Выше всех по чину М. А. Корф, «статский советник, камергер, орден св. Владимира III степени, св. Анны II степени»; с карьерой Корфа могут соперничать четыре полковника гвардии: адресат письма Вольховский, а также Есаков, Саврасов и Корнилов. Поскольку чин коллежского советника по гражданской линии соответствует полковнику, то сюда следует причислить Горчакова («…коллежский советник, камергер; поверенный в делах во Флоренции»), а также Маслова («…хотел приехать в Петербург на службу и уже поручил мне собрать остаток его богатой мебели, но раздумал и женился на мадам Мертваго, которая, как говорят, весьма милая и любезная особа»).

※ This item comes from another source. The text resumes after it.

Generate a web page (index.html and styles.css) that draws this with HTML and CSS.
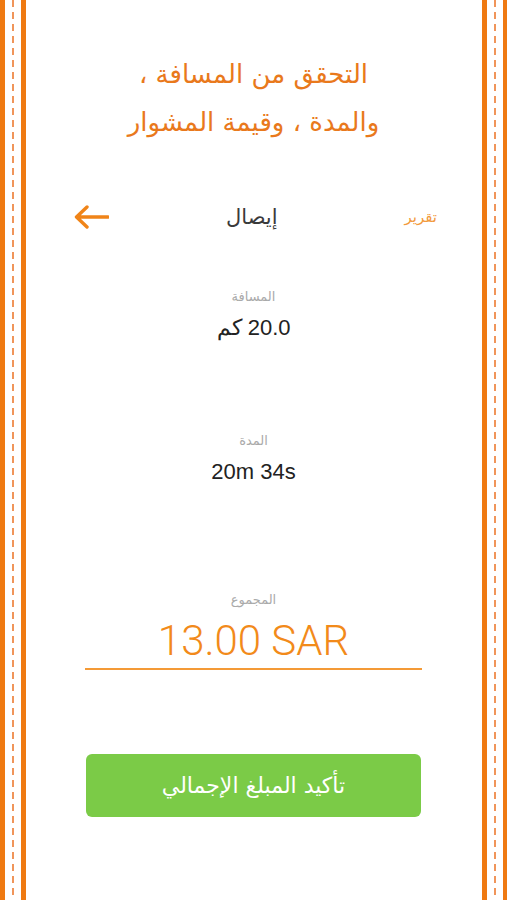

Итак, 7 человек из 29 достигли к 30 годам уровня полковника и выше… Остальные же все больше надворные советники, седьмой класс табели о рангах, «подполковники». Это сам Яковлев, Юдин, Ломоносов, Гревениц, Илличевский, Мартынов, Стевен; соответствующие военные чины у Данзаса и Матюшкина; наконец, Бакунин — «подполковник в отставке».
Итак, 11 «подполковников». Чином ниже, в восьмом, «майорском» классе, задержались только двое: Костенский, которого давно «никто не встречал», и Дельвиг — «коллежский асессор по особым поручениям министра внутренних дел. Живет, как кажется, весьма счастливо с милой супругой. Сам растолстел, но у жены тонкий стан не уменьшился; но зато Дельвиг трудится над изданием „Северных цветов“ и издал полное собрание своих стихотворений».